Considerações Finais
Pretendi, ao longo deste escrito, realizar uma possível interpretação de uma obra literária por meio da perspectiva de Nietzsche acerca do problema do conhecimento histórico para a vida. Justifico tal empreendimento pela grande riqueza que considero existir na possibilidade de se estabelecer um frutífero diálogo entre a Filosofia e a Literatura. Dessa maneira, conforme exposto, as questões levantadas por Nietzsche sobre os benefícios e malefícios decorrentes do uso do conhecimento histórico ilustram perfeitamente o caso do personagem Gonçalo Ramires. Enquanto este não conseguia criar um vínculo entre conhecimento do passado e a ação no presente, a História se tornava prejudicial para a sua vida, pois a recordação dos feitos de seus ancestrais sufocava seu ímpeto para a atividade; por outro lado, quando Gonçalo, ao conhecer os momentos extraordinários do passado de sua família, se propõe a dar continuidade ao nome valoroso de sua nobre origem, esse conhecimento serve de estímulo para a sua ação. Desse modo, manifestando grandes ressonâncias com a proposta capitaneada por Nietzsche na sua Segunda Consideração Intempestiva, o personagem do romance conseguiu utilizar o conhecimento da História como motor para a ação e, consequentemente, para a vida.

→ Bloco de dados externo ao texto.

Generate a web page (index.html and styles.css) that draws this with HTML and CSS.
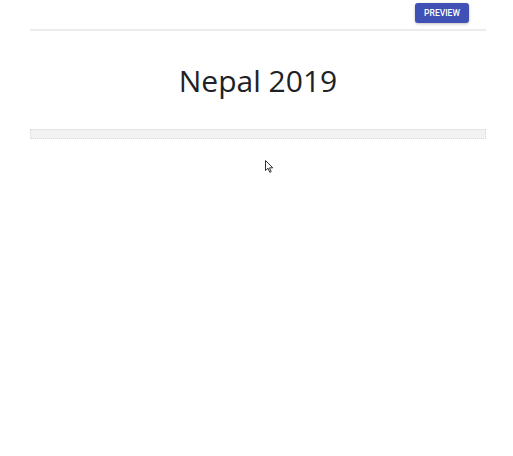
FILE: index.html
```html
<!DOCTYPE html>
<html>
<head>
<meta charset="utf-8">
<link rel="stylesheet" href="styles.css">
</head>
<body>
<div class="page">
  <header class="topbar">
    <button class="preview-btn">PREVIEW</button>
  </header>
  <h1 class="title">Nepal 2019</h1>
  <div class="placeholder"></div>
</div>
<svg class="cursor" width="10" height="14" viewBox="0 0 10 14">
  <path d="M0.5 0.5 L0.5 10.5 L3 8.2 L4.8 12.3 L6.2 11.7 L4.5 7.8 L7.8 7.8 Z" fill="#fff" stroke="#333" stroke-width="1"/>
</svg>
</body>
</html>
```
FILE: styles.css
```css
html, body {
  margin: 0;
  padding: 0;
  background: #ffffff;
}
body {
  font-family: "Open Sans", "Noto Sans", sans-serif;
  position: relative;
  width: 513px;
  height: 456px;
  overflow: hidden;
}
.page {
  width: 456px;
  margin-left: 30px;
}
.topbar {
  display: flex;
  justify-content: flex-end;
  padding-top: 3px;
  padding-right: 17px;
  height: 26px;
  border-bottom: 2px solid #ececec;
  box-sizing: content-box;
}
.preview-btn {
  width: 54px;
  height: 20px;
  background: #3f51b5;
  color: #ffffff;
  border: none;
  border-radius: 3px;
  font-family: Roboto, "Liberation Sans", Arial, sans-serif;
  font-size: 8.5px;
  font-weight: 500;
  padding: 0;
  box-shadow: 0 1px 3px rgba(0,0,0,0.25);
}
.title {
  margin: 30px 0 0 0;
  text-align: center;
  font-weight: 500;
  font-size: 30px;
  line-height: 40px;
  color: #1e2226;
}
.placeholder {
  margin-top: 28px;
  height: 8px;
  background: #f2f2f2;
  border: 1px dotted #d8d8d8;
}
.cursor {
  position: absolute;
  left: 265px;
  top: 160px;
}
```
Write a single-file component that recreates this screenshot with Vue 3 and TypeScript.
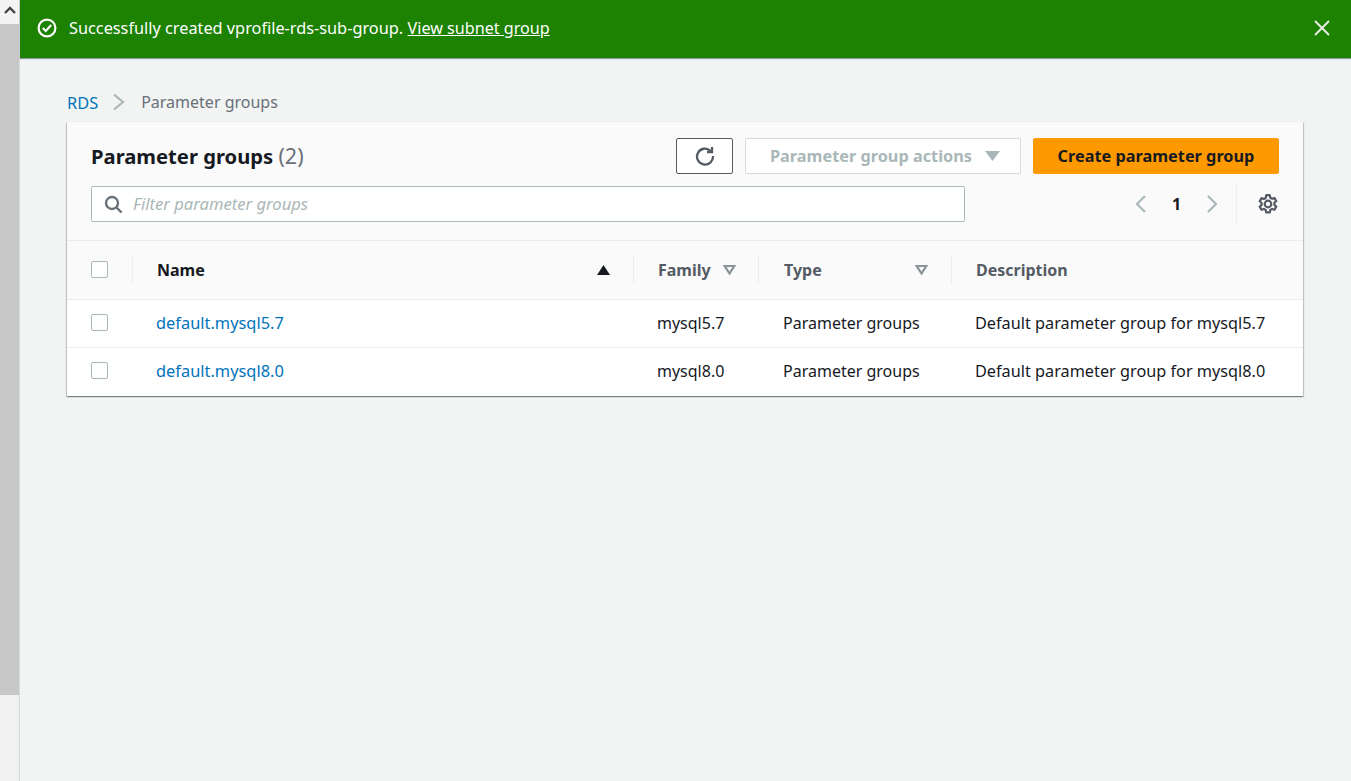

REFERÊNCIAS BIBLIOGRÁFICAS
EÇA DE QUEIRÓS, J. M. A ilustre casa de Ramires. São Paulo: Ática, 1999
HEGEL, G. W. F. Filosofia da História. Trad. de Maria Rodrigues e Hans Harden. Brasília: EdUnB, 1999.

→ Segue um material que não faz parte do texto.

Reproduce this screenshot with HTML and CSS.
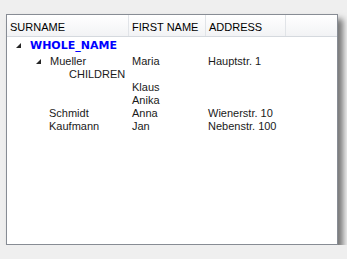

––––––. Princípios de Filosofia do Direito. Trad. de Orlando Vitorino. São Paulo: Martins Fontes, 2003.
NIETZSCHE, Friedrich. Segunda Consideração Intempestiva: Da utilidade e desvantagem da história para a vida. Trad. de Marco Antônio Casanova. Rio de Janeiro: Relume Dumará, 2003.
––––––. Terceira Consideração Intempestiva: Schopenhauer como educador. In: Nietzsche. Trad. de Rubens Rodrigues Torres Filho. São Paulo: Nova Cultural, 1996. Coleção “Os Pensadores”.